What to produce - Pull each line containing "components" out of the data and copy it.
----- Stored data -----
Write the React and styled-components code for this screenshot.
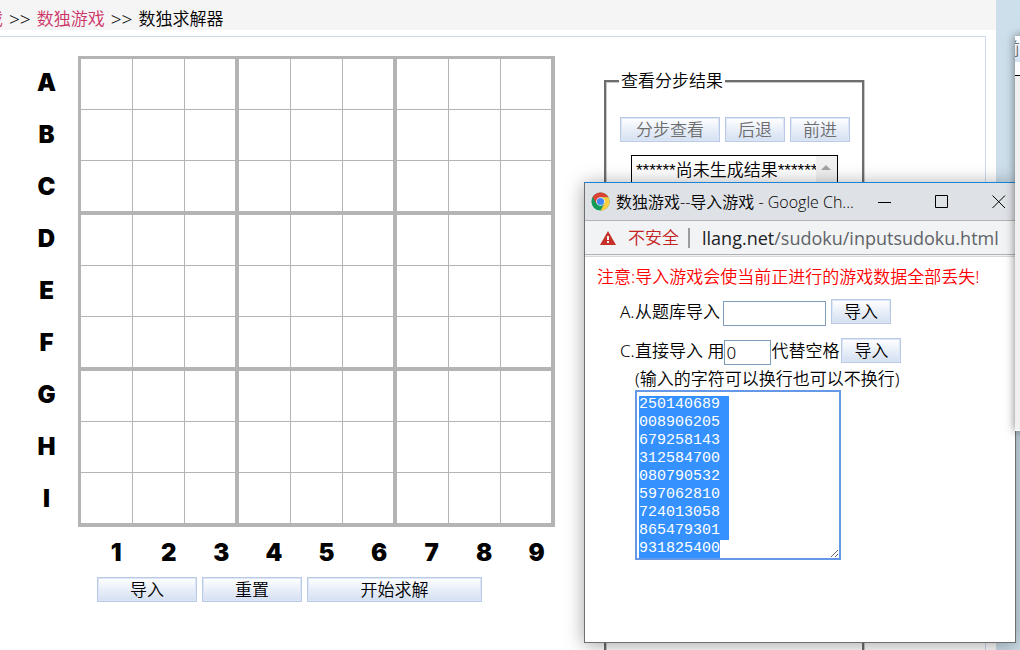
import React, { useEffect, useRef } from "react";
import styled, { createGlobalStyle } from "styled-components";

const GlobalStyle = createGlobalStyle`
  *, *::before, *::after { box-sizing: border-box; }
  html, body, #root { height: 100%; }
  body {
    margin: 0;
    overflow: hidden;
    background: #cddfeb;
    color: #000;
    font-family: "Noto Sans", "Noto Sans CJK SC", sans-serif;
    font-size: 17px;
    font-weight: 350;
    line-height: 24px;
  }
  button, input, select, textarea { font: inherit; color: inherit; border-radius: 0; }
`;

const Desktop = styled.div`
  position: relative;
  height: 100%;
  overflow: hidden;
`;

const Page = styled.div`
  display: flex;
  flex-direction: column;
  min-height: 100%;
  margin-right: 24px;
  background: #fff;
`;

const Breadcrumb = styled.nav`
  display: flex;
  align-items: center;
  gap: 6px;
  height: 30px;
  padding-top: 7px;
  margin-left: -31px;
  background: #f5f5f5;
  white-space: nowrap;
`;

const Crumb = styled.a`
  color: #cc3366;
  text-decoration: none;
`;

const Separator = styled.span`
  font-size: 19px;
`;

const Main = styled.main`
  display: flex;
  flex: 1;
  align-items: flex-start;
  gap: 49px;
  margin: 6px 10px 0 0;
  padding: 19px 0 0 15px;
  border: solid #ccd9ef;
  border-width: 1px 1px 0 0;
`;

const Board = styled.section`
  display: grid;
  grid-template-columns: 63px auto;
  flex: none;
`;

const RowLabels = styled.div`
  display: grid;
  grid-template-rows: repeat(9, 52px);
  align-items: center;
  padding-top: 1px;
  text-align: center;
  font: 900 24px/32px Inter, "Liberation Sans", sans-serif;
`;

const ColumnLabels = styled.div`
  display: grid;
  grid-column: 2;
  grid-template-columns: repeat(9, 1fr);
  margin: 10px -8px 0 12px;
  text-align: center;
  font: 900 24px/32px Inter, "Liberation Sans", sans-serif;
`;

const Grid = styled.table`
  align-self: start;
  border: solid #b4b4b4;
  border-width: 3px 0 0 3px;
  border-spacing: 0;
`;

const Cell = styled.td`
  padding: 0;
  border: solid #b4b4b4;
  border-width: 0 ${(p) => (p.$thickRight ? 4 : 1)}px ${(p) => (p.$thickBottom ? 4 : 1)}px 0;
`;

const CellInput = styled.input`
  display: block;
  width: ${(p) => (p.$narrow ? 50 : 51)}px;
  height: 50px;
  padding: 0;
  border: 0;
  outline: 0;
  background: #fff;
  text-align: center;
`;

const Button = styled.button`
  flex: none;
  width: ${(p) => p.$width || 60}px;
  height: 25px;
  padding: 0;
  border: 1px solid #b8cae6;
  box-shadow: inset 0 0 0 1px #dce6f5;
  background: linear-gradient(#fff, #d3dff2);
  line-height: 22px;
  &:disabled { color: #6d6d6d; }
`;

const ButtonBar = styled.div`
  display: flex;
  gap: 5px;
`;

const BoardActions = styled(ButtonBar)`
  grid-column: 2;
  margin: 8px 0 0 19px;
`;

const Steps = styled.fieldset`
  flex: none;
  width: 260px;
  height: 640px;
  margin: 13px 0 0;
  padding: 24px 0 0 14px;
  border: 2px solid #6d6d6d;
  box-shadow: inset 1px 1px 0 #c8c8c8, 1px 0 0 #c8c8c8;
  min-width: 0;
`;

const StepsLegend = styled.legend`
  margin-left: -1px;
  padding: 0 2px;
  background: #fff;
`;

const StepList = styled.div`
  display: flex;
  width: 207px;
  height: 420px;
  margin: 13px 0 0 11px;
  border: 1px solid #000;
`;

const StepSelect = styled.select`
  flex: 1;
  min-width: 0;
  padding: 0;
  border: 0;
  outline: 0;
  overflow: hidden;
  background: #fff;
  font-family: "Liberation Sans", "Noto Sans CJK SC", sans-serif;
  option {
    min-height: 20px;
    padding: 0 4px;
    font: inherit;
    line-height: 20px;
  }
`;

const ScrollTrack = styled.div`
  flex: none;
  width: 21px;
  padding: 9px 0 0 5px;
  background: #f0f0f0;
  &::before {
    content: "";
    display: block;
    width: 10px;
    border: solid transparent;
    border-width: 0 5px 5px;
    border-bottom-color: #a3a3a3;
  }
`;

const Popup = styled.section`
  position: absolute;
  left: 584px;
  top: 182px;
  width: 432px;
  height: 461px;
  border: 1px solid #6f6f6f;
  border-top-color: #1883d7;
  background: #fff;
  box-shadow: 0 2px 18px rgba(0, 0, 0, 0.36);
`;

const TitleBar = styled.header`
  display: flex;
  align-items: center;
  height: 38px;
  padding: 0 8px 0 6px;
  border-bottom: 1px solid #b0b2b6;
  background: #dee1e6;
  font-family: "Open Sans", "Noto Sans CJK SC", sans-serif;
  font-size: 16px;
`;

const WindowTitle = styled.span`
  flex: 1;
  margin-left: 6px;
  white-space: nowrap;
`;

const WindowControls = styled.div`
  display: flex;
  gap: 41px;
`;

const ControlButton = styled.button`
  display: block;
  width: 16px;
  height: 16px;
  padding: 0;
  border: 0;
  background: none;
  svg { display: block; }
`;

const AddressBar = styled.div`
  display: flex;
  align-items: center;
  height: 34px;
  padding: 0 0 0 15px;
  border-bottom: 1px solid #b0b2b6;
  background: #f1f3f4;
  box-shadow: 0 1px 0 #f1f3f4, 0 2px 0 #d5d7da;
  white-space: nowrap;
`;

const Insecure = styled.span`
  margin-left: 12px;
  padding-right: 9px;
  border-right: 2px solid #9a9c9f;
  color: #c5221f;
  line-height: 20px;
`;

const Url = styled.span`
  margin-left: 12px;
  color: #5f6368;
  font-family: "Open Sans", sans-serif;
  font-size: 18px;
  font-weight: 400;
`;

const Host = styled.span`
  color: #202124;
`;

const PopupBody = styled.form`
  padding: 10px 0 0 12px;
`;

const Warning = styled.p`
  margin: 0;
  color: #f00;
`;

const ImportRow = styled.div`
  display: flex;
  align-items: center;
  height: 25px;
  margin: ${(p) => p.$top}px 0 0 23px;
  white-space: nowrap;
`;

const Marker = styled.span`
  width: 15px;
`;

const FieldLabel = styled.label`
  margin-right: ${(p) => p.$gap || 0}px;
`;

const TextInput = styled.input`
  width: ${(p) => p.$width}px;
  height: 25px;
  margin: 4px ${(p) => p.$gap || 0}px 0 0;
  padding: 0 1px;
  border: 1px solid #7f9db9;
  outline: 0;
  background: #fff;
  line-height: 20px;
`;

const Hint = styled.label`
  display: block;
  margin: 4px 0 0 38px;
`;

const PuzzleText = styled.textarea`
  display: block;
  width: 206px;
  height: 170px;
  margin: -1px 0 0 38px;
  padding: 4px 2px;
  border: 2px solid #6598e6;
  outline: 0;
  overflow: hidden;
  resize: both;
  font: 400 15px/18px "Liberation Mono", monospace;
  &::selection { background: rgba(51, 144, 255, 0.99); color: #fff; }
`;

const SideWindow = styled.aside`
  position: absolute;
  left: 1015px;
  top: 36px;
  width: 240px;
  height: 395px;
  border: 1px solid #fff;
  border-width: 1px 1px 1px 0;
  background: #f0f0f0;
  box-shadow: 0 0 9px rgba(0, 0, 0, 0.5);
`;

const SideTab = styled.div`
  height: 25px;
  overflow: hidden;
  background: linear-gradient(#fff, #d3dff2);
  color: #6d6d6d;
  text-indent: -12px;
`;

const SideGap = styled.div`
  height: 14px;
  border-bottom: 1px solid #000;
  background: #fff;
`;

const PUZZLE = [
  "250140689",
  "008906205",
  "679258143",
  "312584700",
  "080790532",
  "597062810",
  "724013058",
  "865479301",
  "931825400",
].join("\n");

const ROWS = "ABCDEFGHI".split("");
const COLUMNS = [1, 2, 3, 4, 5, 6, 7, 8, 9];

function ChromeLogo() {
  return (
    <svg width="19" height="19" viewBox="0 0 48 48" aria-hidden="true">
      <circle cx="24" cy="24" r="23" fill="#0f9d58" />
      <path d="M4.1 12.5A23 23 0 0 1 43.9 13H24L14 29.8Z" fill="#db4437" />
      <path d="M44.2 13A23 23 0 0 1 24 47L34 29.8 24 13Z" fill="#ffcd40" />
      <circle cx="24" cy="24" r="11" fill="#f1f1f1" />
      <circle cx="24" cy="24" r="9" fill="#4285f4" />
    </svg>
  );
}

function WarningIcon() {
  return (
    <svg width="16" height="14" viewBox="0 0 16 14" aria-hidden="true">
      <path d="M8 0 16 14H0Z" fill="#c5302b" />
      <path d="M7 5h2v4H7zM7 10h2v2H7z" fill="#f1f3f4" />
    </svg>
  );
}

function ControlIcon({ d }) {
  return (
    <svg width="16" height="16" viewBox="0 0 16 16" fill="none" stroke="#000" aria-hidden="true">
      <path d={d} />
    </svg>
  );
}

function ImportWindow() {
  const puzzle = useRef(null);

  useEffect(() => {
    puzzle.current.focus({ preventScroll: true });
    puzzle.current.select();
  }, []);

  return (
    <Popup>
      <TitleBar>
        <ChromeLogo />
        <WindowTitle>数独游戏--导入游戏 - Google Ch...</WindowTitle>
        <WindowControls>
          <ControlButton type="button" aria-label="最小化"><ControlIcon d="M1 8.5h13" /></ControlButton>
          <ControlButton type="button" aria-label="最大化"><ControlIcon d="M1.5 1.5h12v12h-12z" /></ControlButton>
          <ControlButton type="button" aria-label="关闭"><ControlIcon d="M1.5 1.5 14 14M14 1.5 1.5 14" /></ControlButton>
        </WindowControls>
      </TitleBar>
      <AddressBar>
        <WarningIcon />
        <Insecure>不安全</Insecure>
        <Url><Host>llang.net</Host>/sudoku/inputsudoku.html</Url>
      </AddressBar>
      <PopupBody>
        <Warning>注意:导入游戏会使当前正进行的游戏数据全部丢失!</Warning>
        <ImportRow $top={10}>
          <Marker>A.</Marker>
          <FieldLabel htmlFor="library" $gap={3}>从题库导入</FieldLabel>
          <TextInput id="library" $width={103} $gap={5} />
          <Button type="button">导入</Button>
        </ImportRow>
        <ImportRow $top={14}>
          <Marker>C.</Marker>
          <FieldLabel htmlFor="blank">直接导入 用</FieldLabel>
          <TextInput id="blank" $width={47} defaultValue="0" />
          <FieldLabel htmlFor="blank" $gap={2}>代替空格</FieldLabel>
          <Button type="button">导入</Button>
        </ImportRow>
        <Hint htmlFor="puzzle">(输入的字符可以换行也可以不换行)</Hint>
        <PuzzleText id="puzzle" ref={puzzle} defaultValue={PUZZLE} spellCheck={false} />
      </PopupBody>
    </Popup>
  );
}

export default function App() {
  return (
    <>
      <GlobalStyle />
      <Desktop>
        <Page>
          <Breadcrumb>
            <Crumb href="#games">游戏</Crumb>
            <Separator>&gt;&gt;</Separator>
            <Crumb href="#sudoku">数独游戏</Crumb>
            <Separator>&gt;&gt;</Separator>
            <span>数独求解器</span>
          </Breadcrumb>
          <Main>
            <Board>
              <RowLabels>
                {ROWS.map((row) => <span key={row}>{row}</span>)}
              </RowLabels>
              <Grid>
                <tbody>
                  {ROWS.map((row, r) => (
                    <tr key={row}>
                      {COLUMNS.map((column) => (
                        <Cell key={column} $thickRight={column % 3 === 0} $thickBottom={r % 3 === 2}>
                          <CellInput $narrow={column % 3 === 0} maxLength={1} aria-label={row + column} />
                        </Cell>
                      ))}
                    </tr>
                  ))}
                </tbody>
              </Grid>
              <ColumnLabels>
                {COLUMNS.map((column) => <span key={column}>{column}</span>)}
              </ColumnLabels>
              <BoardActions>
                <Button type="button" $width={100}>导入</Button>
                <Button type="button" $width={100}>重置</Button>
                <Button type="button" $width={175}>开始求解</Button>
              </BoardActions>
            </Board>
            <Steps>
              <StepsLegend>查看分步结果</StepsLegend>
              <ButtonBar>
                <Button type="button" $width={100} disabled>分步查看</Button>
                <Button type="button" disabled>后退</Button>
                <Button type="button" disabled>前进</Button>
              </ButtonBar>
              <StepList>
                <StepSelect size={12} aria-label="查看分步结果">
                  <option>******尚未生成结果******</option>
                </StepSelect>
                <ScrollTrack />
              </StepList>
            </Steps>
          </Main>
        </Page>
        <ImportWindow />
        <SideWindow>
          <SideTab>前进</SideTab>
          <SideGap />
        </SideWindow>
      </Desktop>
    </>
  );
}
-----
Response -
Write the React and styled-components code for this screenshot.
import styled, { createGlobalStyle } from "styled-components";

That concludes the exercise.